One final point, remember that many of the legislators who instituted this indexing barely pay the gas tax at all, as they collect per diems for reporting to the state house. If this bill had ended that practice for legislators inside 495 I'd be a little less opposed.

Question two:

I'll support this, barely. And really only because so many Salemites or visitors are slobs. My next door neighbor's house goes through from one street to the other, and his back yard is next to me. It has a fence, so they can't see the sidewalk behind it. I picked up 14 pieces of plastic, none of which required a deposit, from that sidewalk the other day. There were no deposit containers. That's about it for me.

The truth is, this is a crappy way to do recycling, that is way more expensive to people and businesses than increasing curbside, etc. The vast amount of uncollected deposit money, which will provide more windfall (cash grab) to the state, is all the proof you need of that.
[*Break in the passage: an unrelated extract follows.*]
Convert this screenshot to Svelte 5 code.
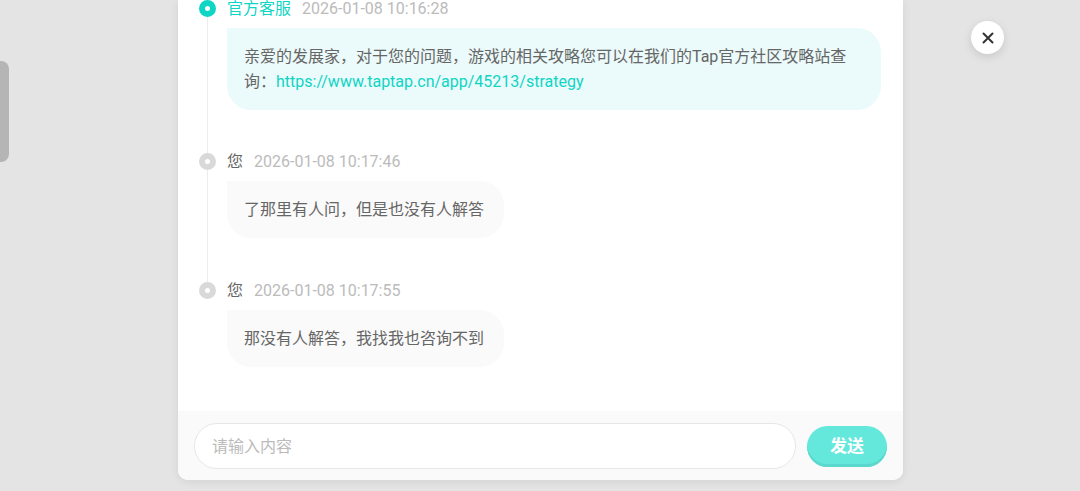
<script lang="ts">
    let draft = $state('');

    const messages = [
        {
            author: '官方客服',
            time: '2026-01-08 10:16:28',
            official: true,
            text: '亲爱的发展家，对于您的问题，游戏的相关攻略您可以在我们的Tap官方社区攻略站查询：',
            link: 'https://www.taptap.cn/app/45213/strategy'
        },
        { author: '您', time: '2026-01-08 10:17:46', text: '了那里有人问，但是也没有人解答' },
        { author: '您', time: '2026-01-08 10:17:55', text: '那没有人解答，我找我也咨询不到' }
    ];
</script>

<div class="page">
    <div class="side">
        <div class="handle"></div>
    </div>

    <main class="dialog">
        <div class="messages">
            {#each messages as message}
                <article class="message" class:official={message.official}>
                    <div class="rail"><span class="dot"></span></div>
                    <div class="content">
                        <header>
                            <span class="author">{message.author}</span>
                            <time>{message.time}</time>
                        </header>
                        <p class="bubble">{message.text}{#if message.link}<a href={message.link}>{message.link}</a>{/if}</p>
                    </div>
                </article>
            {/each}
        </div>

        <form class="composer" onsubmit={(e) => e.preventDefault()}>
            <input type="text" placeholder="请输入内容" aria-label="请输入内容" bind:value={draft}>
            <button type="submit">发送</button>
        </form>
    </main>

    <div class="side">
        <button class="close" type="button" aria-label="关闭">
            <svg viewBox="0 0 12 12" width="12" height="12">
                <path d="M1.5 1.5 L10.5 10.5 M10.5 1.5 L1.5 10.5" />
            </svg>
        </button>
    </div>
</div>

<style>
    :global(body) {
        margin: 0;
        background: #e4e4e4;
    }
    .page, .page * {
        box-sizing: border-box;
    }
    .page {
        display: grid;
        grid-template-columns: 178px minmax(0, 1fr) 177px;
        height: 100vh;
        padding-bottom: 11px;
        background: #e4e4e4;
        color: #666;
        font-family: Roboto, "Noto Sans CJK SC", sans-serif;
        font-size: 16px;
        line-height: 24px;
    }
    .handle {
        width: 9px;
        height: 101px;
        margin-top: 61px;
        border-radius: 0 8px 8px 0;
        background: #b5b5b5;
    }
    .dialog {
        display: flex;
        flex-direction: column;
        min-height: 0;
        overflow: hidden;
        border-radius: 0 0 10px 10px;
        background: #fff;
        box-shadow: 0 2px 8px rgba(0, 0, 0, 0.08);
    }
    /* newest message stays at the bottom, older ones run off the top */
    .messages {
        display: flex;
        flex: 1;
        flex-direction: column;
        justify-content: flex-end;
        min-height: 0;
        padding: 0 22px 44px 21px;
        overflow: hidden;
    }
    .message {
        display: flex;
        flex-shrink: 0;
        gap: 11px;
    }
    .rail {
        display: flex;
        flex-direction: column;
        align-items: center;
        width: 17px;
    }
    .rail::before,
    .rail::after {
        content: "";
        width: 1px;
        height: 4px;
        background: #ededed;
    }
    .rail::after {
        flex: 1;
    }
    .message:last-child .rail::after {
        background: none;
    }
    .dot {
        width: 17px;
        height: 17px;
        border: 6px solid #d9d9d9;
        border-radius: 50%;
        background: #fff;
    }
    .official .dot {
        border-color: #0fd5c5;
    }
    .content {
        flex: 1;
        min-width: 0;
        padding-bottom: 40px;
    }
    .official .content {
        padding-bottom: 39px;
    }
    .message:last-child .content {
        padding-bottom: 0;
    }
    header {
        display: flex;
        gap: 11px;
        margin-bottom: 6px;
        line-height: 26px;
    }
    .official .author {
        color: #0fd5c5;
    }
    time {
        color: #bbb;
    }
    .bubble {
        width: fit-content;
        margin: 0;
        padding: 16px 20px 16px 17px;
        border-radius: 0 24px 24px 24px;
        background: #fafafa;
        line-height: 25px;
    }
    .official .bubble {
        background: #ebfafa;
    }
    .bubble a {
        color: #0fd5c5;
        text-decoration: none;
    }
    .composer {
        display: flex;
        align-items: center;
        gap: 11px;
        padding: 12px 16px 11px;
        background: #fafafa;
    }
    .composer input {
        flex: 1;
        min-width: 0;
        height: 46px;
        padding: 0 17px;
        border: 1px solid #e6e6e6;
        border-radius: 23px;
        outline: none;
        background: #fff;
        color: #666;
        font: inherit;
    }
    .composer input::placeholder {
        color: #bbb;
        opacity: 1;
    }
    .composer button {
        width: 80px;
        height: 41px;
        padding: 0;
        border: 0;
        border-radius: 21px;
        background: #65e8dc;
        box-shadow: inset 0 -3px 0 #5bd8cd;
        color: #fff;
        font: inherit;
        font-size: 17px;
        font-weight: 700;
    }
    .close {
        display: flex;
        align-items: center;
        justify-content: center;
        width: 33px;
        height: 33px;
        margin: 21px 0 0 68px;
        padding: 0;
        border: 0;
        border-radius: 50%;
        background: #fff;
        box-shadow: 0 3px 10px rgba(0, 0, 0, 0.12);
    }
    .close path {
        fill: none;
        stroke: #333;
        stroke-width: 2;
        stroke-linecap: round;
    }
</style>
If I lived somewhere cleaner I'd vote no.

Question three and four:

Question three undoes the casino law, and puts the prohibition back in, basically.

I'm conflicted, but think I'll vote yes on it. I'm not a casino fan. I think they tend to prey on those who can least afford it. It also appears to be at least a faltering industry, and I don't think the law would pass the legislature today, even with the state managing to finagle 25% of the take. I don't think this is a sound economic development policy. There are better ways to get jobs.

Question four mandates that many employees be able to earn paid sick leave, and others would be allowed to use unpaid sick leave. It's a noble idea. I wonder some about the practice, and how it will impact some service industries, (like restaurants) especially. I will probably vote yes on question 4, unless Diane Wolf tells me it would close the Lobster Shanty.

There's plenty of other stuff on the ballot, but this was the interesting stuff.